We might think of this field in analogy with the philosophy of action. Philosophers in the philosophy of action ask questions about the rationality and purposiveness of the individual, the materiality of the acting individual, the connections that exist between mental reasoning and bodily skill and habit, and other intriguing questions about how humans and other organisms can be said to “act”. These questions are similar in form to the questions that can be raised about government: how does an ensemble of separate organizations of government come to function in some limited way as a “collective actor”? How are the individual actors within government brought into some degree of coordination and collaboration in pursuit of common purposes?
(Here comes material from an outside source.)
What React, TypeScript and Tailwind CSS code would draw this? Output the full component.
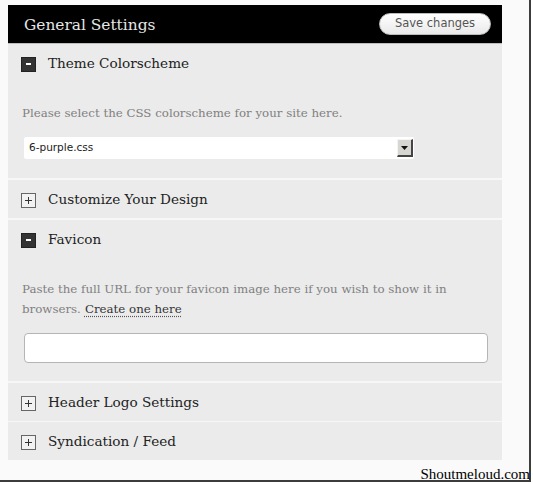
import React from "react";

const serif = "font-['DejaVu_Serif',serif]";

function MinusBox() {
  return (
    <span className="flex h-[15px] w-[15px] shrink-0 items-center justify-center bg-[#333] border border-[#222]">
      <span className="block h-[2px] w-[5px] bg-white" />
    </span>
  );
}

function PlusBox() {
  return (
    <span className="relative flex h-[15px] w-[15px] shrink-0 items-center justify-center border border-[#666] bg-[#f2f2f2]">
      <span className="absolute h-[1px] w-[7px] bg-[#333]" />
      <span className="absolute h-[7px] w-[1px] bg-[#333]" />
    </span>
  );
}

function Heading({ title, open }: { title: string; open?: boolean }) {
  return (
    <div className="flex h-[38px] items-center gap-[12px] pl-[13px] pt-[2px]">
      {open ? <MinusBox /> : <PlusBox />}
      <span className={`${serif} text-[13.6px] text-[#222] pb-[1px]`}>{title}</span>
    </div>
  );
}

export default function App() {
  return (
    <div className="h-[484px] w-[533px] bg-white">
      <div className="relative h-[482px] w-[531px] border-r-[2px] border-b-[2px] border-[#3c3c3c] bg-[#fafafa] pt-[5px] pl-[8px]">
        <div className="w-[494px]">
          {/* header bar */}
          <div className="flex h-[38px] items-center justify-between bg-black pl-[16px] pr-[11px]">
            <span className={`${serif} pt-[3px] text-[15.4px] text-[#e6e6e6]`}>General Settings</span>
            <button className="h-[22px] w-[112px] rounded-full border border-[#bbb] bg-gradient-to-b from-white to-[#e9e9e9] font-['DejaVu_Sans',sans-serif] text-[11.5px] text-[#555]">
              Save changes
            </button>
          </div>

          <div className="border-t border-[#bdbdbd]" />

          {/* theme colorscheme */}
          <div className="bg-[#ebebeb] pb-[19px]">
            <Heading title="Theme Colorscheme" open />
            <p className={`${serif} mt-[21px] pl-[14px] text-[11.8px] leading-[20px] text-[#808080]`}>
              Please select the CSS colorscheme for your site here.
            </p>
            <div className="mt-[14px] ml-[16px] flex h-[22px] w-[390px] items-center justify-between rounded-[2px] bg-white pl-[5px] pr-[1px]">
              <span className="font-['DejaVu_Sans',sans-serif] text-[10.5px] text-[#222]">6-purple.css</span>
              <span className="flex h-[18px] w-[16px] items-center justify-center border-t border-l border-[#f4f4f4] border-r-2 border-b-2 border-r-[#444] border-b-[#444] bg-[#d8d6d0]">
                <svg width="7" height="4" viewBox="0 0 7 4">
                  <path d="M0 0H7L3.5 4Z" fill="#111" />
                </svg>
              </span>
            </div>
          </div>

          <div className="border-t-2 border-[#f7f7f7] bg-[#ebebeb]">
            <Heading title="Customize Your Design" />
          </div>

          {/* favicon */}
          <div className="border-t-2 border-[#f7f7f7] bg-[#ebebeb] pb-[18px]">
            <Heading title="Favicon" open />
            <div className={`${serif} mt-[21px] pl-[14px] text-[11.8px] leading-[20px] text-[#808080]`}>
              <p>Paste the full URL for your favicon image here if you wish to show it in</p>
              <p className="flex gap-[4px]">
                <span>browsers.</span>
                <a className="text-[#333] underline decoration-dotted decoration-[#555] underline-offset-[3px]">Create one here</a>
              </p>
            </div>
            <input
              type="text"
              className="mt-[14px] ml-[16px] block h-[30px] w-[464px] rounded-[4px] border border-[#b5b5b5] bg-white"
            />
          </div>

          <div className="border-t-2 border-[#f7f7f7] bg-[#ebebeb]">
            <Heading title="Header Logo Settings" />
          </div>
          <div className="border-t border-[#f7f7f7] bg-[#ebebeb]">
            <Heading title="Syndication / Feed" />
          </div>
        </div>

        <span className="absolute right-[-1px] bottom-[-3px] font-['Liberation_Serif',serif] text-[15px] leading-[18px] text-black">
          Shoutmeloud.com
        </span>
      </div>
    </div>
  );
}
What is the substrate underlying action in the two realms (neurophysiology and organizational functioning)?

A good start for thinking about the philosophy of public policy is to ask, how does government work? What are the constituent processes of government through which governments “think” and “act”? What kinds of dysfunctions and surprises are embedded in the processes that appear to constitute the workings of government? And what hidden assumptions do we make when we think about the workings of government?

Here is a preliminary list of interesting questions:

  • How is authority conveyed through the multiple levels and organizations of government?
  • How are principal-agent problems solved within governments?
  • How can governments handle problems of conflict of interest in its agents?
  • How can governments address the issues raised by conflicting assumptions and priorities driving the actions of a range of sub-units of government?
  • How are purposes and goals embodied in agencies and departments?
  • Do agencies serve “functions”?
  • How can governments achieve a degree of unity of purpose and action?

And we might add a final question: what makes these topics philosophical rather than sociological?